Food and Sex
One is required to live. The other is required to create life. Depending on your appetites, one of them is the best part of being alive. Sometimes they complement each other. Sometimes they’re combined. Sometimes they’re kept in discrete compartments. Every day (if we’re fortunate) we experience one or both.
Food and sex are natural constants that allow the organisms of our planet to survive and flourish. But only food, it seems, is an acceptable subject for unbidden declarations of personal ecstacy. How many times has a friend fairly swooned, her mouth agape in an evocative moan and her eyes rolling back in her head, communicating with anyone within earshot the sublime perfection and intense pleasure of the slice of carrot cake she recently ingested? We moan in concert: Oh my god, that sounds so yummy!
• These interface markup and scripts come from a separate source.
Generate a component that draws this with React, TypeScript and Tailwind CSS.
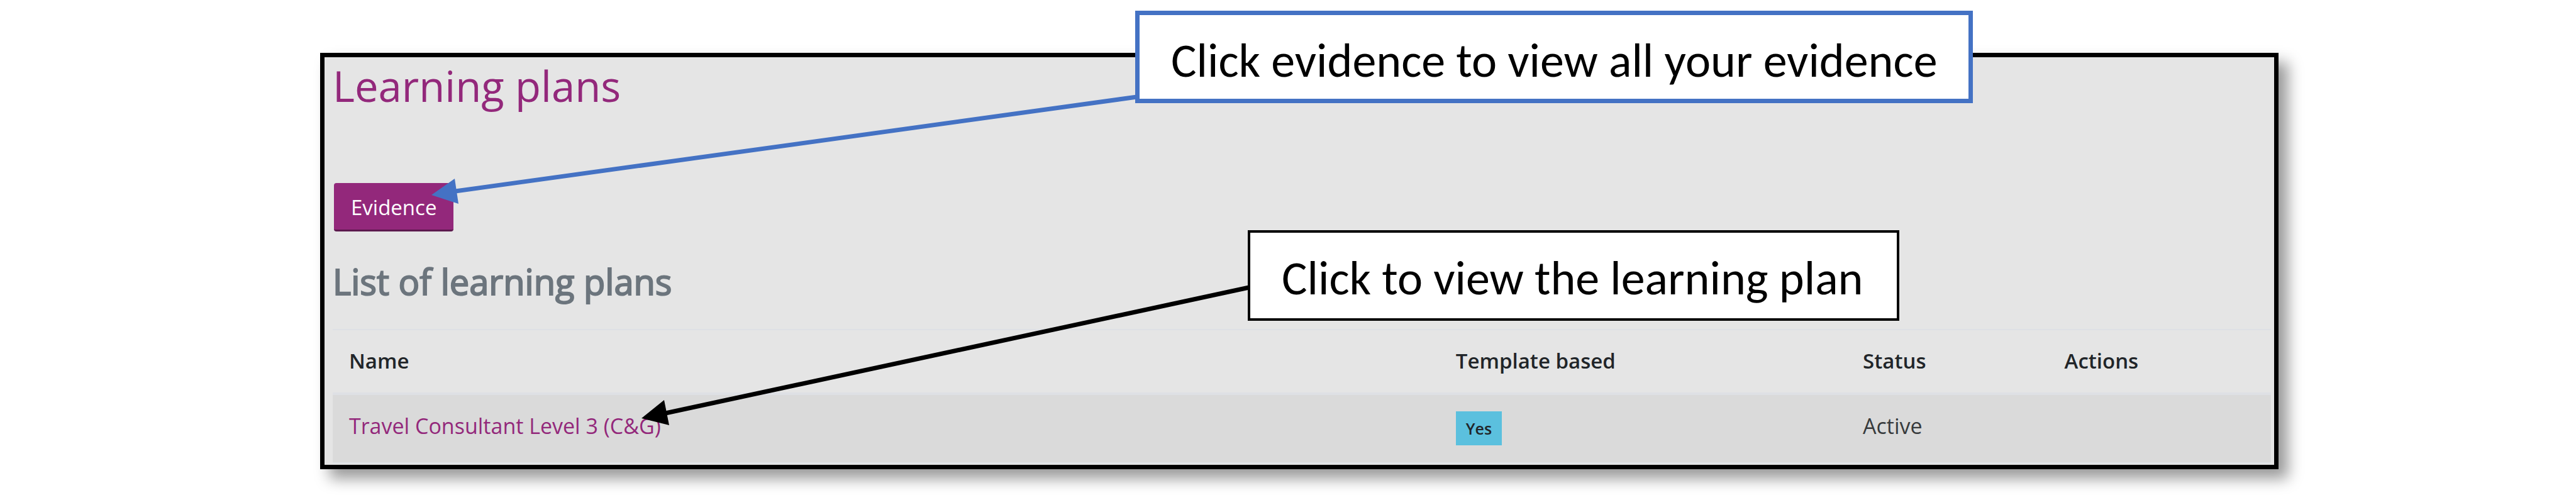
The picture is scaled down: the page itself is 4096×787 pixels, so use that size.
import type { ReactNode } from "react";

type Plan = { name: string; templateBased: boolean; status: string };

const plans: Plan[] = [
  { name: "Travel Consultant Level 3 (C&G)", templateBased: true, status: "Active" },
];

const columns = [
  { label: "Name", width: "w-[57.1%]" },
  { label: "Template based", width: "w-[21%]" },
  { label: "Status", width: "w-[10.4%]" },
  { label: "Actions", width: "w-[11.5%]" },
];

function Callout({ className, children }: { className: string; children: ReactNode }) {
  return (
    <p
      className={`absolute whitespace-nowrap bg-white text-black font-['Carlito','Lato',sans-serif] text-[76px] leading-[88px] ${className}`}
    >
      {children}
    </p>
  );
}

function Arrows() {
  return (
    <svg className="pointer-events-none absolute left-0 top-0 h-full w-full" aria-hidden="true">
      <line x1="1808" y1="154" x2="724" y2="304" stroke="#4472c4" strokeWidth="7" />
      <polygon points="686,310 723,284 729,324" fill="#4472c4" />
      <line x1="1986" y1="457" x2="1058" y2="657" stroke="#000" strokeWidth="7" />
      <polygon points="1020,665 1056,636 1064,676" fill="#000" />
    </svg>
  );
}

function PlansTable() {
  return (
    <table className="mt-9 w-full table-fixed border-separate border-spacing-0 text-left text-[34px] leading-[48px]">
      <thead>
        <tr>
          {columns.map((column) => (
            <th
              key={column.label}
              scope="col"
              className={`${column.width} border-b-4 border-t-2 border-[#dee0e5] px-[26px] pb-[26px] pt-[25px] text-[33px] font-semibold text-[#212529]`}
            >
              {column.label}
            </th>
          ))}
        </tr>
      </thead>
      <tbody>
        {plans.map((plan) => (
          <tr key={plan.name} className="bg-[#dadada] align-top text-[#373a3c]">
            <td className="border-b-2 border-[#dee2e6] px-[26px] pb-[34px] pt-[25px]">
              <a href="#plan" className="text-[#93287b]">
                {plan.name}
              </a>
            </td>
            <td className="border-b-2 border-[#dee2e6] px-[26px] pt-[26px]">
              <span className="inline-block bg-[#5bc0de] px-4 text-[25px] font-semibold leading-[54px] text-[#212529]">
                {plan.templateBased ? "Yes" : "No"}
              </span>
            </td>
            <td className="border-b-2 border-[#dee2e6] px-[26px] pt-[25px]">{plan.status}</td>
            <td className="border-b-2 border-[#dee2e6]" />
          </tr>
        ))}
      </tbody>
    </table>
  );
}

export default function App() {
  return (
    <main className="relative bg-white pb-[41px] pl-[509px] pr-[473px] pt-[84px] font-['Open_Sans',sans-serif]">
      <section className="border-[7px] border-black bg-[#e5e5e5] pb-0.5 pl-[13px] pr-[5px] pt-[5px] shadow-[15px_15px_22px_rgba(0,0,0,0.4)]">
        <h1 className="text-[67px] leading-[80px] text-[#93287b]">Learning plans</h1>
        <button
          type="button"
          className="ml-[2px] mt-[115px] block rounded-[4px] border-b-[3px] border-[#5c194d] bg-[#93287b] px-[27px] pb-[11px] pt-[15px] text-[33px] leading-[48px] text-white"
        >
          Evidence
        </button>
        <h2 className="mt-[39px] text-[56px] leading-[80px] text-[#6c757d] [-webkit-text-stroke:2px_#6c757d]">
          List of learning plans
        </h2>
        <PlansTable />
      </section>

      <Arrows />
      <Callout className="left-[1805px] top-[17px] border-[7px] border-[#4472c4] pb-[17px] pl-[50px] pr-[49px] pt-[28px]">
        Click evidence to view all your evidence
      </Callout>
      <Callout className="left-[1984px] top-[366px] border-4 border-black pb-5 pl-[50px] pr-[54px] pt-7">
        Click to view the learning plan
      </Callout>
    </main>
  );
}
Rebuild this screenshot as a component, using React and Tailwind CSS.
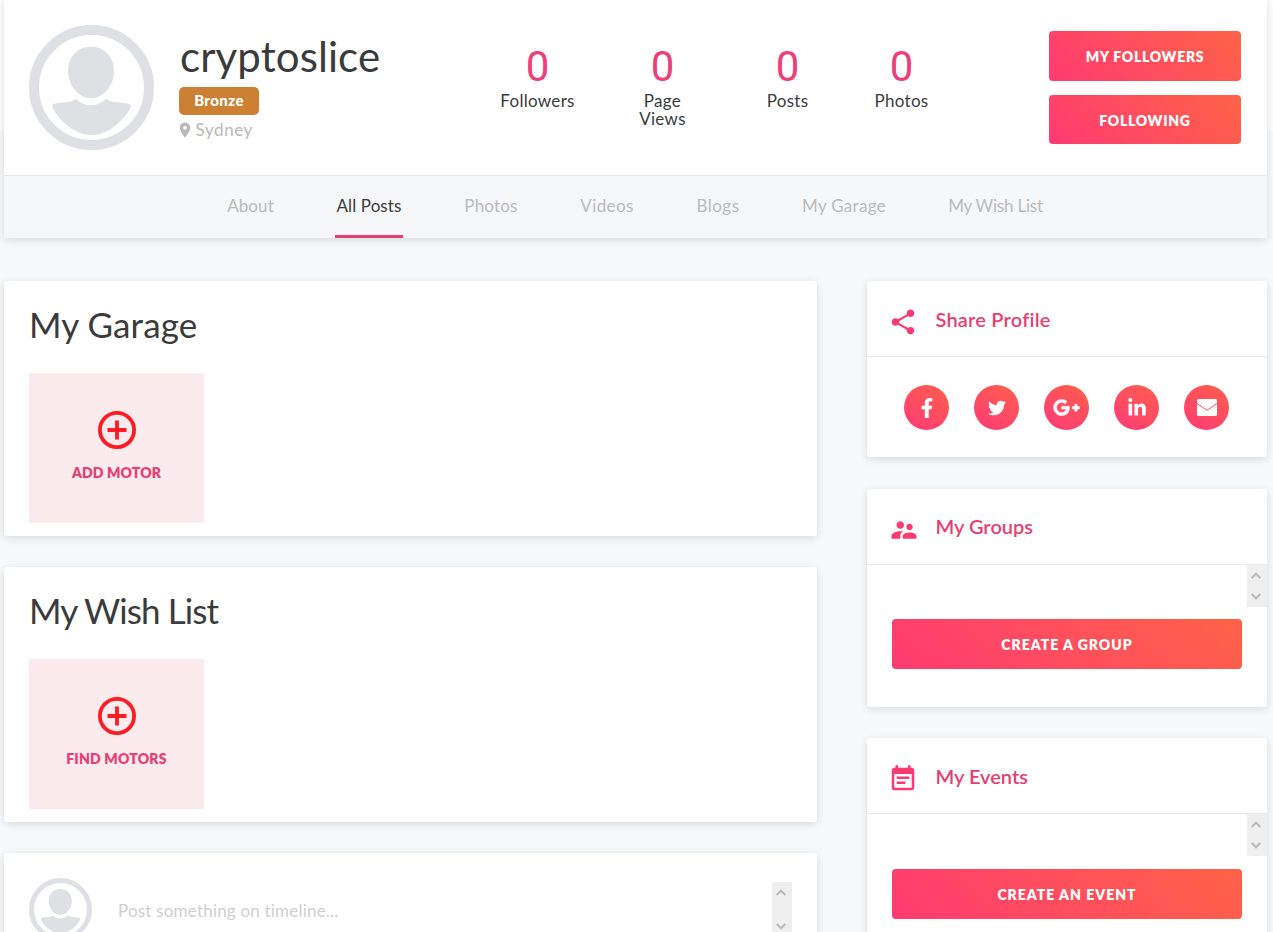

Seldom in polite company will you hear that same friend describe in ecstatic detail the cunninglingus she enjoyed post-dessert.
It’s not proper, of course, to share publicly a personal experience involving one’s body. We would probably feel the same way about the cake eating story if, after detailing the magnificent tastes experienced upon the tongue, the exultant storyteller continued with evocative descriptions of the way the crushed and masticated slurry slid down her gullet and into her stomach, followed by a rapturous account of the bowel movement that occurred (or was impending) as a result of that glorious slice of pastry.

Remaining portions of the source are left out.